If youve been cheated on before you might want to ask Ting to read a few books like How To Help Your Spouse heal from an affair.

Again leaving Ting out of this why on earth do you want to continue to want to have regard for this guys feelings or be treating him cordially like a buddy. How many times does he have to tell you he will back off and then contact your wife again before you get a little pissed off???? Not at her but him.
Unless you really do want this guy in your life in some capacity you need to stop being mr. Nice Guy to the guy who gleefully inserted himself into your marriage. This is one of the most bizarre things in this story. You keep cordially asking him to back off and he keeps by his actions telling you to fuck off.

I can see where Ting may be confused to some extent. You are telling her there is no polyamory going to be practiced yet you keep finding reasons why its Ok for them to stay in contact in any way.

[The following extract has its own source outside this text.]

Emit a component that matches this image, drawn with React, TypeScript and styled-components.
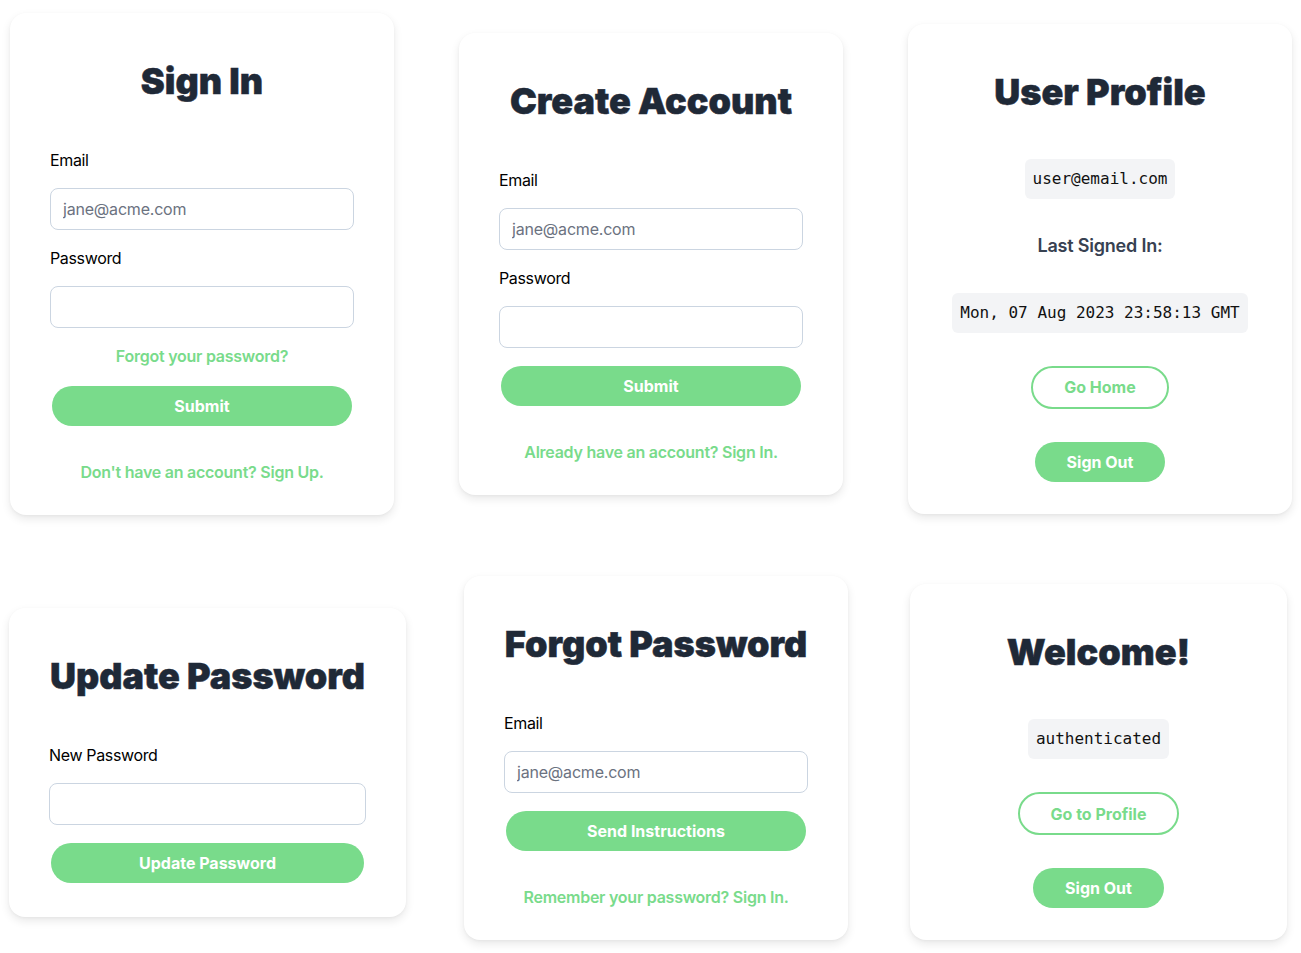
import React from "react";
import styled, { createGlobalStyle } from "styled-components";

const GREEN = "#79db8b";

const Global = createGlobalStyle`
  html, body { margin: 0; padding: 0; background: #ffffff; }
  body { font-family: Inter, "Noto Sans", "Liberation Sans", sans-serif; color: #000; }
  * { box-sizing: border-box; }
`;

const Page = styled.main`
  display: grid;
  grid-template-columns: repeat(3, 384px);
  grid-template-rows: 528px 460px;
  column-gap: 65px;
  padding-left: 10px;
  align-items: center;
  justify-items: start;
`;

const Card = styled.section<{ $w?: number; $mt?: number; $ml?: number }>`
  width: ${(p) => p.$w ?? 384}px;
  margin-top: ${(p) => p.$mt ?? 0}px;
  margin-left: ${(p) => p.$ml ?? 0}px;
  background: #fff;
  border-radius: 16px;
  box-shadow: 0 4px 10px rgba(0, 0, 0, 0.09), 0 1px 3px rgba(0, 0, 0, 0.04);
  padding: 48px 40px 32px;
  display: flex;
  flex-direction: column;
`;

const Title = styled.h1`
  margin: 0 0 47px;
  font-size: 36px;
  line-height: 40px;
  font-weight: 900;
  color: #1f2937;
  -webkit-text-stroke: 0.5px #1f2937;
  text-align: center;
  white-space: nowrap;
`;

const Form = styled.form`
  display: flex;
  flex-direction: column;
  gap: 16px;
`;

const Label = styled.label`
  font-size: 16px;
  line-height: 24px;
  letter-spacing: -0.35px;
  color: #000;
`;

const Input = styled.input`
  height: 42px;
  width: 100%;
  border: 1px solid #cbd5e1;
  border-radius: 8px;
  padding: 0 12px;
  font-family: inherit;
  font-size: 16px;
  letter-spacing: -0.2px;
  color: #111827;
  background: #fff;
  outline: none;
  &::placeholder { color: #6b7280; }
`;

const BlockButton = styled.button`
  margin: 2px;
  height: 40px;
  border: none;
  border-radius: 9999px;
  background: ${GREEN};
  color: #fff;
  font-family: inherit;
  font-size: 16px;
  font-weight: 700;
  cursor: pointer;
`;

const InlineLink = styled.a`
  display: block;
  text-align: center;
  color: ${GREEN};
  font-size: 16px;
  line-height: 24px;
  font-weight: 600;
  letter-spacing: -0.25px;
  text-decoration: none;
`;

const FooterLink = styled(InlineLink)`
  margin-top: 33px;
  line-height: 22px;
`;

const Stack = styled.div`
  display: flex;
  flex-direction: column;
  align-items: center;
  gap: 33px;
`;

const Code = styled.code`
  display: inline-block;
  font-family: "DejaVu Sans Mono", "Liberation Mono", monospace;
  font-size: 16px;
  line-height: 24px;
  padding: 8px;
  border-radius: 6px;
  background: #f3f4f6;
  color: #111;
  white-space: nowrap;
`;

const Caption = styled.p`
  margin: 0;
  font-size: 18px;
  line-height: 28px;
  font-weight: 600;
  letter-spacing: -0.2px;
  color: #374151;
`;

const PillButton = styled.button<{ $outline?: boolean }>`
  height: ${(p) => (p.$outline ? 43 : 40)}px;
  padding: 0 ${(p) => (p.$outline ? 31 : 32)}px;
  border-radius: 9999px;
  border: ${(p) => (p.$outline ? `2px solid ${GREEN}` : "none")};
  background: ${(p) => (p.$outline ? "#fff" : GREEN)};
  color: ${(p) => (p.$outline ? GREEN : "#fff")};
  font-family: inherit;
  font-size: 16px;
  font-weight: 700;
  cursor: pointer;
`;

export default function App() {
  return (
    <>
      <Global />
      <Page>
        <Card>
          <Title>Sign In</Title>
          <Form onSubmit={(e) => e.preventDefault()}>
            <Label>Email</Label>
            <Input type="email" placeholder="jane@acme.com" />
            <Label>Password</Label>
            <Input type="password" />
            <InlineLink href="#">Forgot your password?</InlineLink>
            <BlockButton type="submit">Submit</BlockButton>
          </Form>
          <FooterLink href="#">Don't have an account? Sign Up.</FooterLink>
        </Card>

        <Card>
          <Title>Create Account</Title>
          <Form onSubmit={(e) => e.preventDefault()}>
            <Label>Email</Label>
            <Input type="email" placeholder="jane@acme.com" />
            <Label>Password</Label>
            <Input type="password" />
            <BlockButton type="submit">Submit</BlockButton>
          </Form>
          <FooterLink href="#">Already have an account? Sign In.</FooterLink>
        </Card>

        <Card $mt={9}>
          <Title>User Profile</Title>
          <Stack>
            <Code>user@email.com</Code>
            <Caption>Last Signed In:</Caption>
            <Code>Mon, 07 Aug 2023 23:58:13 GMT</Code>
            <PillButton $outline>Go Home</PillButton>
            <PillButton>Sign Out</PillButton>
          </Stack>
        </Card>

        <Card $w={397} $ml={-1} $mt={8}>
          <Title>Update Password</Title>
          <Form onSubmit={(e) => e.preventDefault()}>
            <Label>New Password</Label>
            <Input type="password" />
            <BlockButton type="submit">Update Password</BlockButton>
          </Form>
        </Card>

        <Card $ml={5}>
          <Title>Forgot Password</Title>
          <Form onSubmit={(e) => e.preventDefault()}>
            <Label>Email</Label>
            <Input type="email" placeholder="jane@acme.com" />
            <BlockButton type="submit">Send Instructions</BlockButton>
          </Form>
          <FooterLink href="#">Remember your password? Sign In.</FooterLink>
        </Card>

        <Card $w={377} $ml={2} $mt={8}>
          <Title>Welcome!</Title>
          <Stack>
            <Code>authenticated</Code>
            <PillButton $outline>Go to Profile</PillButton>
            <PillButton>Sign Out</PillButton>
          </Stack>
        </Card>
      </Page>
    </>
  );
}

How about if Ting want you that the next time he contacts her she tells him he is never to call her again, thats the way she wants it, and that she is going right to you, not having multiple conversations with him. And then you tell him you are changing her phone number, blocking him on all social media and reporting him to the police if he continues to call her at work. Now tell me why Ting should object to that please???

Of course you can reconcile. People reconcile from much worse. But I;d like to know how you put this behind you if your partner decides this guy is going to remain her confident and life coach.